Beyond that, the group was uncertain how to work emotionally, and the facilitators were unsure of their capacity to do so, even if there had been clarity about what was wanted. Understandably, that led to avoidance. While a group can get away with a certain amount of that, eventually the bill comes due and the distortion and blockage that attends to unaddressed feelings leads to complete paralysis and relationship damage. Yuck!
Finally, the group needed to exercise its bridging muscles, the skills needed to hear divergent viewpoints and then successfully labor collectively to craft a respond that everyone feels connected with.
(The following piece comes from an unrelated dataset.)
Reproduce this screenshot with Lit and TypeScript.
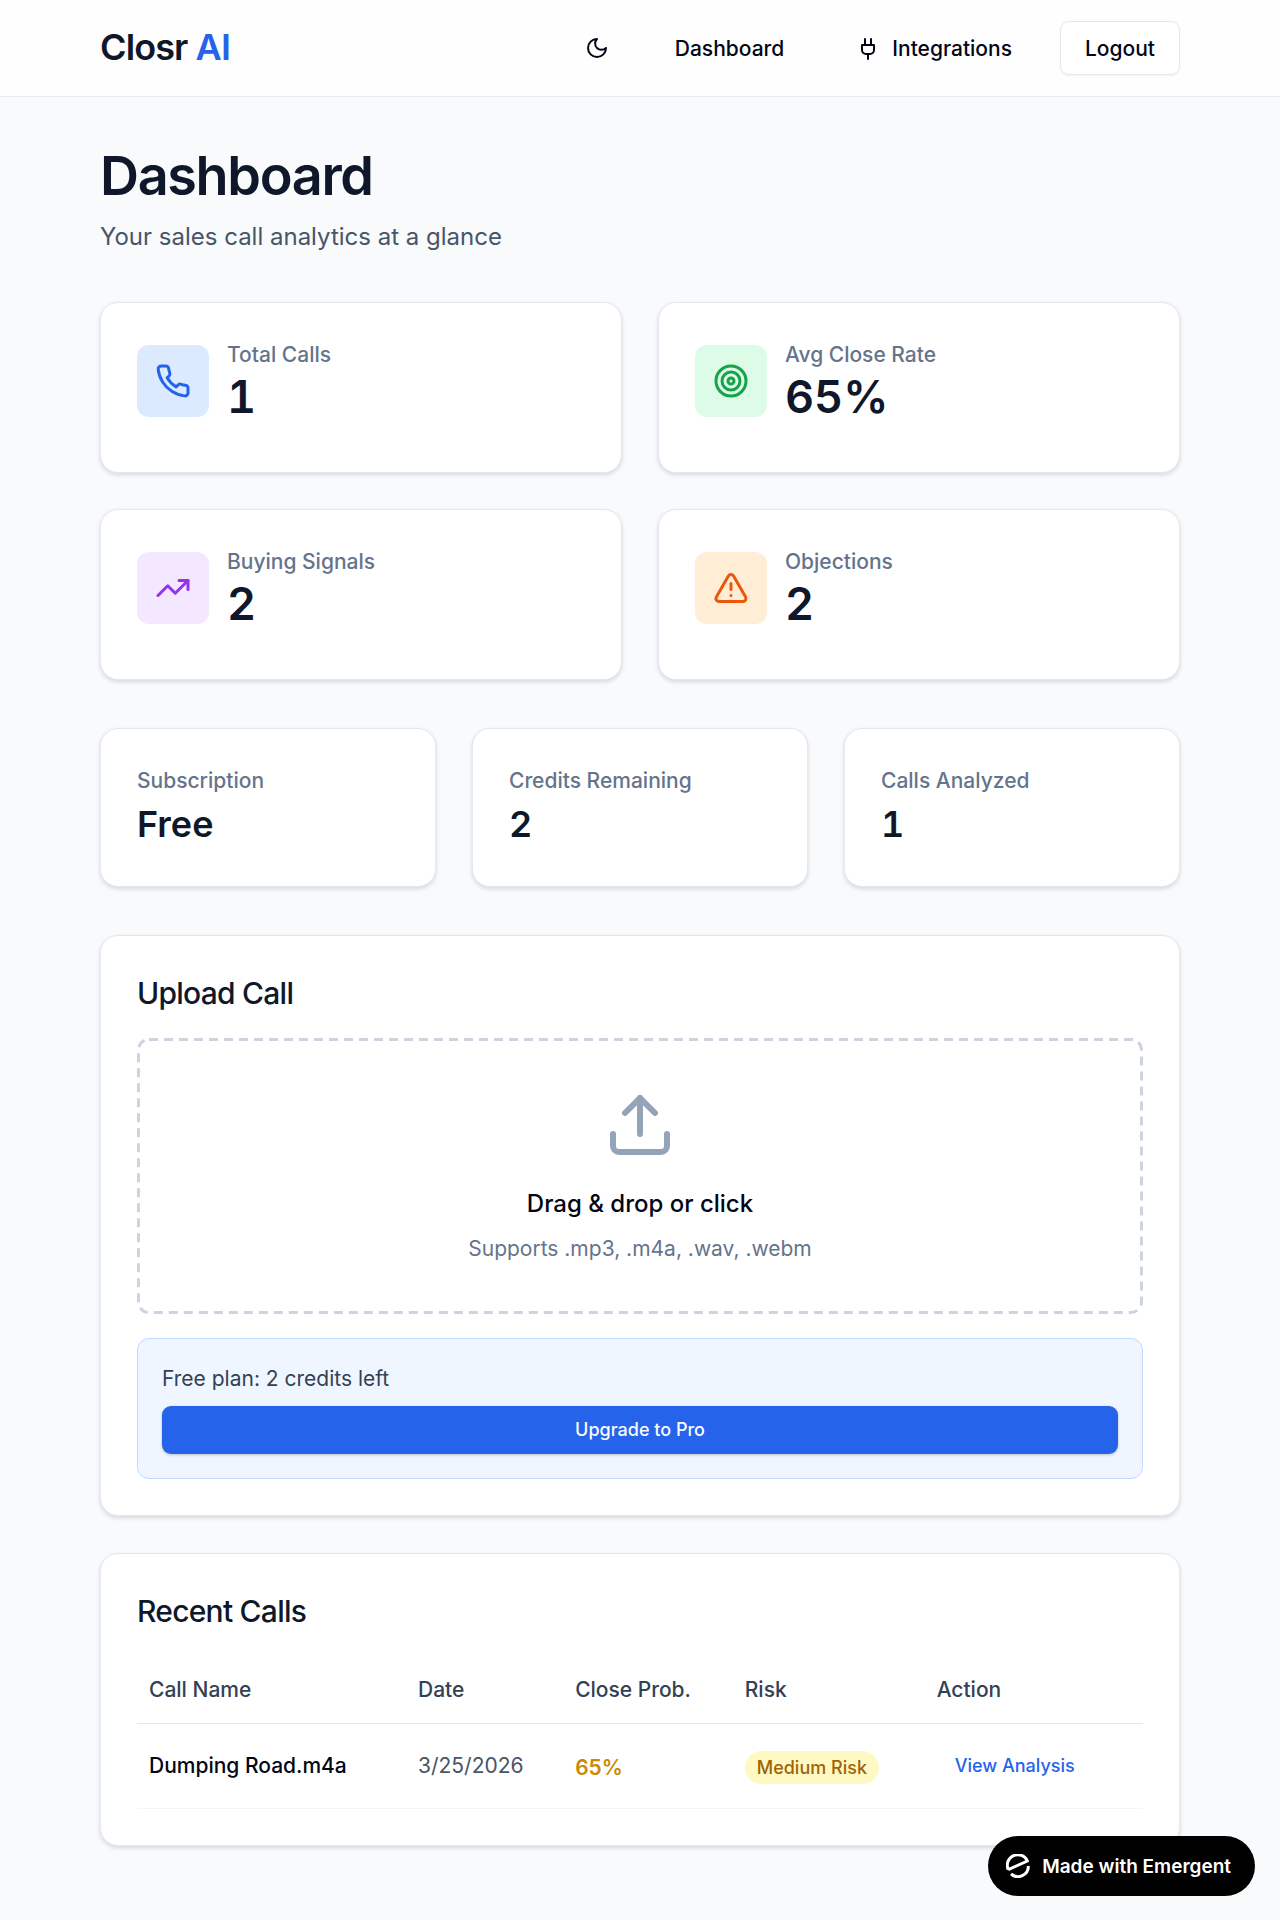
import { LitElement, html, css, svg, TemplateResult } from "lit";
import { customElement, property } from "lit/decorators.js";
import { classMap } from "lit/directives/class-map.js";

const icons: Record<string, TemplateResult> = {
  moon: svg`<path d="M12 3a6 6 0 0 0 9 9 9 9 0 1 1-9-9Z"/>`,
  plug: svg`<path d="M12 22v-5"/><path d="M9 8V2"/><path d="M15 8V2"/><path d="M18 8v5a4 4 0 0 1-4 4h-4a4 4 0 0 1-4-4V8Z"/>`,
  phone: svg`<path d="M22 16.92v3a2 2 0 0 1-2.18 2 19.79 19.79 0 0 1-8.63-3.07 19.5 19.5 0 0 1-6-6 19.79 19.79 0 0 1-3.07-8.67A2 2 0 0 1 4.11 2h3a2 2 0 0 1 2 1.72 12.84 12.84 0 0 0 .7 2.81 2 2 0 0 1-.45 2.11L8.09 9.91a16 16 0 0 0 6 6l1.27-1.27a2 2 0 0 1 2.11-.45 12.84 12.84 0 0 0 2.81.7A2 2 0 0 1 22 16.92z"/>`,
  target: svg`<circle cx="12" cy="12" r="10"/><circle cx="12" cy="12" r="6"/><circle cx="12" cy="12" r="2"/>`,
  trend: svg`<path d="M22 7 13.5 15.5 8.5 10.5 2 17"/><path d="M16 7h6v6"/>`,
  alert: svg`<path d="m21.73 18-8-14a2 2 0 0 0-3.48 0l-8 14A2 2 0 0 0 4 21h16a2 2 0 0 0 1.73-3"/><path d="M12 9v4"/><path d="M12 17h.01"/>`,
  upload: svg`<path d="M21 15v4a2 2 0 0 1-2 2H5a2 2 0 0 1-2-2v-4"/><path d="m17 8-5-5-5 5"/><path d="M12 3v12"/>`,
};

@customElement("ui-icon")
export class UiIcon extends LitElement {
  @property() name = "moon";

  static styles = css`
    :host {
      display: block;
      width: 24px;
      height: 24px;
      flex: none;
    }
    svg {
      display: block;
      width: 100%;
      height: 100%;
      fill: none;
      stroke: currentColor;
      stroke-width: 2;
      stroke-linecap: round;
      stroke-linejoin: round;
    }
  `;

  render() {
    return html`<svg viewBox="0 0 24 24" aria-hidden="true">${icons[this.name]}</svg>`;
  }
}

interface Stat {
  label: string;
  value: string;
  icon: string;
  tone: string;
}

interface Call {
  name: string;
  date: string;
  probability: string;
  risk: string;
}

@customElement("app-root")
export class AppRoot extends LitElement {
  private stats: Stat[] = [
    { label: "Total Calls", value: "1", icon: "phone", tone: "blue" },
    { label: "Avg Close Rate", value: "65%", icon: "target", tone: "green" },
    { label: "Buying Signals", value: "2", icon: "trend", tone: "purple" },
    { label: "Objections", value: "2", icon: "alert", tone: "orange" },
  ];

  private usage = [
    { label: "Subscription", value: "Free" },
    { label: "Credits Remaining", value: "2" },
    { label: "Calls Analyzed", value: "1" },
  ];

  private calls: Call[] = [
    { name: "Dumping Road.m4a", date: "3/25/2026", probability: "65%", risk: "Medium Risk" },
  ];

  static styles = css`
    :host {
      display: block;
      min-height: 100vh;
      box-sizing: border-box;
      background: #f8fafc;
      color: #0f172a;
      font-family: Inter, "Liberation Sans", sans-serif;
      font-size: 24px;
      line-height: 37px;
    }
    *,
    *::before,
    *::after {
      box-sizing: border-box;
    }
    h1,
    h2,
    p {
      margin: 0;
    }
    button {
      font: inherit;
      cursor: pointer;
    }
    a {
      color: inherit;
      text-decoration: none;
    }
    .bar {
      background: #fefefe;
      border-bottom: 1px solid #e8edf3;
    }
    .bar-inner {
      display: flex;
      align-items: center;
      justify-content: space-between;
      min-height: 96px;
    }
    .wrap {
      max-width: 1728px;
      margin: 0 auto;
      padding-left: 100px;
      padding-right: 100px;
    }
    .brand {
      padding-bottom: 2px;
      font-size: 36px;
      line-height: 48px;
      font-weight: 600;
      letter-spacing: -0.025em;
    }
    .brand-accent {
      color: #2563eb;
    }
    .nav {
      display: flex;
      align-items: center;
      gap: 24px;
    }
    .nav-item {
      display: inline-flex;
      align-items: center;
      gap: 12px;
      height: 54px;
      padding: 2px 24px 0;
      border: 0;
      border-radius: 9px;
      background: none;
      color: #020617;
      font-size: 21px;
      line-height: 30px;
      font-weight: 500;
    }
    .nav-item.toggle {
      padding: 0 18px;
    }
    .nav-item.outlined {
      border: 1px solid #e2e8f0;
      background: #fff;
      box-shadow: 0 1px 3px rgba(0, 0, 0, 0.05);
    }
    .main {
      padding-top: 49px;
      padding-bottom: 72px;
    }
    .title {
      font-size: 54px;
      line-height: 60px;
      font-weight: 600;
      letter-spacing: -0.025em;
    }
    .subtitle {
      margin-top: 12px;
      color: #475569;
    }
    .card {
      padding: 36px;
      border: 1px solid #e2e8f0;
      border-radius: 18px;
      background: #fff;
      box-shadow: 0 2px 4px rgba(15, 23, 42, 0.14);
    }
    .stats {
      display: grid;
      grid-template-columns: repeat(2, 1fr);
      gap: 36px;
      margin-top: 47px;
    }
    .stat {
      display: flex;
      align-items: flex-start;
      gap: 18px;
      padding-bottom: 48px;
    }
    .tile {
      margin-top: 6px;
      padding: 18px;
      border-radius: 12px;
    }
    .tile ui-icon {
      width: 36px;
      height: 36px;
    }
    .tile.blue {
      background: #dbeafe;
      color: #2563eb;
    }
    .tile.green {
      background: #dcfce7;
      color: #16a34a;
    }
    .tile.purple {
      background: #f3e8ff;
      color: #9333ea;
    }
    .tile.orange {
      background: #ffedd5;
      color: #ea580c;
    }
    .label {
      color: #64748b;
      font-size: 21px;
      line-height: 31px;
      font-weight: 500;
    }
    .figure,
    .usage-value {
      font-weight: 600;
      font-variant-numeric: tabular-nums;
    }
    .figure {
      font-size: 45px;
      line-height: 54px;
    }
    .usage {
      display: grid;
      grid-template-columns: repeat(3, 1fr);
      gap: 36px;
      margin-top: 48px;
    }
    .usage-value {
      margin-top: 4px;
      margin-bottom: 2px;
      font-size: 36px;
      line-height: 48px;
    }
    .upload {
      margin-top: 48px;
    }
    .recent {
      margin-top: 37px;
    }
    .heading {
      margin-bottom: 24px;
      font-size: 30px;
      line-height: 42px;
      font-weight: 500;
      letter-spacing: -0.025em;
    }
    .drop {
      position: relative;
      display: flex;
      flex-direction: column;
      align-items: center;
      width: 100%;
      padding: 51px 51px 50px;
      border: 0;
      border-radius: 12px;
      background: none;
      color: #020617;
    }
    .drop-outline {
      position: absolute;
      inset: 0;
      width: 100%;
      height: 100%;
      fill: none;
      stroke: #cbd5e1;
      stroke-width: 3;
      stroke-dasharray: 9 6;
    }
    .drop-outline rect {
      width: calc(100% - 3px);
      height: calc(100% - 3px);
    }
    .drop ui-icon {
      width: 72px;
      height: 72px;
      color: #94a3b8;
    }
    .drop-title {
      margin-top: 24px;
      font-weight: 500;
    }
    .drop-hint {
      margin-top: 11px;
      color: #64748b;
      font-size: 21px;
      line-height: 31px;
    }
    .plan {
      margin-top: 24px;
      padding: 24px;
      border: 1px solid #bfdbfe;
      border-radius: 12px;
      background: #eff6ff;
    }
    .plan-text {
      color: #334155;
      font-size: 21px;
      line-height: 31px;
    }
    .upgrade {
      display: block;
      width: 100%;
      height: 48px;
      margin-top: 12px;
      padding: 0 18px;
      border: 0;
      border-radius: 9px;
      background: #2563eb;
      box-shadow: 0 1px 3px rgba(0, 0, 0, 0.2);
      color: #f8fafc;
      font-size: 18px;
      line-height: 24px;
      font-weight: 500;
    }
    .calls {
      width: 100%;
      border-collapse: separate;
      border-spacing: 0;
    }
    .calls th,
    .calls td {
      padding: 18px 12px;
      text-align: left;
      vertical-align: middle;
    }
    .calls th {
      border-bottom: 1px solid #e2e8f0;
      color: #334155;
      font-size: 21px;
      line-height: 31px;
      font-weight: 500;
    }
    .calls td {
      border-bottom: 1px solid #f1f5f9;
    }
    .calls .score {
      padding-top: 20px;
      line-height: 38px;
    }
    .calls .name,
    .calls .date {
      font-size: 21px;
      line-height: 30px;
    }
    .calls .name {
      color: #020617;
      font-weight: 500;
    }
    .calls .date {
      color: #475569;
    }
    .prob {
      color: #ca8a04;
      font-size: 21px;
      font-weight: 600;
    }
    .risk {
      padding: 6px 12px;
      border-radius: 18px;
      background: #fef9c3;
      color: #a16207;
      font-size: 18px;
      font-weight: 500;
    }
    .view {
      display: flex;
      align-items: center;
      height: 48px;
      padding: 0 18px;
      border: 0;
      background: none;
      color: #2563eb;
      font-size: 18px;
      line-height: 24px;
      font-weight: 500;
    }
    .made {
      position: fixed;
      right: 25px;
      bottom: 24px;
      display: flex;
      align-items: center;
      gap: 12px;
      height: 60px;
      padding: 0 24px 0 18px;
      border-radius: 30px;
      background: #000;
      color: #fff;
      font-size: 19px;
      line-height: 24px;
      font-weight: 600;
    }
    .made-text {
      padding-top: 2px;
    }
    .made-logo {
      display: block;
      width: 24px;
      height: 24px;
    }
  `;

  render() {
    return html`
      <header class="bar">
        <div class="wrap bar-inner">
          <a class="brand" href="#">Closr <span class="brand-accent">AI</span></a>
          <nav class="nav">
            <button class="nav-item toggle" aria-label="Toggle theme"><ui-icon name="moon"></ui-icon></button>
            <a class="nav-item" href="#dashboard">Dashboard</a>
            <a class="nav-item" href="#integrations"><ui-icon name="plug"></ui-icon>Integrations</a>
            <button class="nav-item outlined">Logout</button>
          </nav>
        </div>
      </header>

      <main class="wrap main">
        <h1 class="title">Dashboard</h1>
        <p class="subtitle">Your sales call analytics at a glance</p>

        <section class="stats">
          ${this.stats.map(
            (s) => html`
              <article class="card stat">
                <div class=${classMap({ tile: true, [s.tone]: true })}><ui-icon name=${s.icon}></ui-icon></div>
                <div>
                  <p class="label">${s.label}</p>
                  <p class="figure">${s.value}</p>
                </div>
              </article>
            `
          )}
        </section>

        <section class="usage">
          ${this.usage.map(
            (u) => html`
              <article class="card">
                <p class="label">${u.label}</p>
                <p class="usage-value">${u.value}</p>
              </article>
            `
          )}
        </section>

        <section class="card upload">
          <h2 class="heading">Upload Call</h2>
          <button class="drop">
            <svg class="drop-outline" aria-hidden="true"><rect x="1.5" y="1.5" rx="10.5" /></svg>
            <ui-icon name="upload"></ui-icon>
            <span class="drop-title">Drag &amp; drop or click</span>
            <span class="drop-hint">Supports .mp3, .m4a, .wav, .webm</span>
          </button>
          <div class="plan">
            <p class="plan-text">Free plan: 2 credits left</p>
            <button class="upgrade">Upgrade to Pro</button>
          </div>
        </section>

        <section class="card recent">
          <h2 class="heading">Recent Calls</h2>
          <table class="calls">
            <thead>
              <tr>
                <th>Call Name</th>
                <th>Date</th>
                <th>Close Prob.</th>
                <th>Risk</th>
                <th>Action</th>
              </tr>
            </thead>
            <tbody>
              ${this.calls.map(
                (c) => html`
                  <tr>
                    <td class="name">${c.name}</td>
                    <td class="date">${c.date}</td>
                    <td class="score"><span class="prob">${c.probability}</span></td>
                    <td class="score"><span class="risk">${c.risk}</span></td>
                    <td><button class="view">View Analysis</button></td>
                  </tr>
                `
              )}
            </tbody>
          </table>
        </section>
      </main>

      <a class="made" href="#emergent">
        <svg class="made-logo" viewBox="0 0 24 24" fill="none" stroke="#fff" stroke-width="3" aria-hidden="true">
          <path stroke-linejoin="round" d="M2.2 15.6A10.3 10.3 0 0 1 21.4 7L2.2 15.6" />
          <path d="M5 19.9A10.3 10.3 0 0 0 22.3 12" />
        </svg>
        <span class="made-text">Made with Emergent</span>
      </a>
    `;
  }
}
In the weekend evaluation, I got feedback from the group that they would have preferred more done in alternate formats. In response, I freely admitted that I had slanted things toward open discussion, and affirmed the appropriateness of their instinct to want variety. At the same time, I pointed out that my instinct (as a consultant) was to focus on what they were avoiding. It's my view that groups need to be able to handle open discussions well as one of their options. I thought it would be a disservice if I showcased alternate formats, only to enable them to get increasingly creative on how to avoid doing the hard work with everyone in the room.
While I'm a great fan of variety and attractive presentation, that does not obviate the baseline need to know how to create a balanced diet, appropriately prepare the food, chew it, and swallow it—all without engendering gastrointestinal distress. A good facilitator needs to know how to work with all the basic food groups.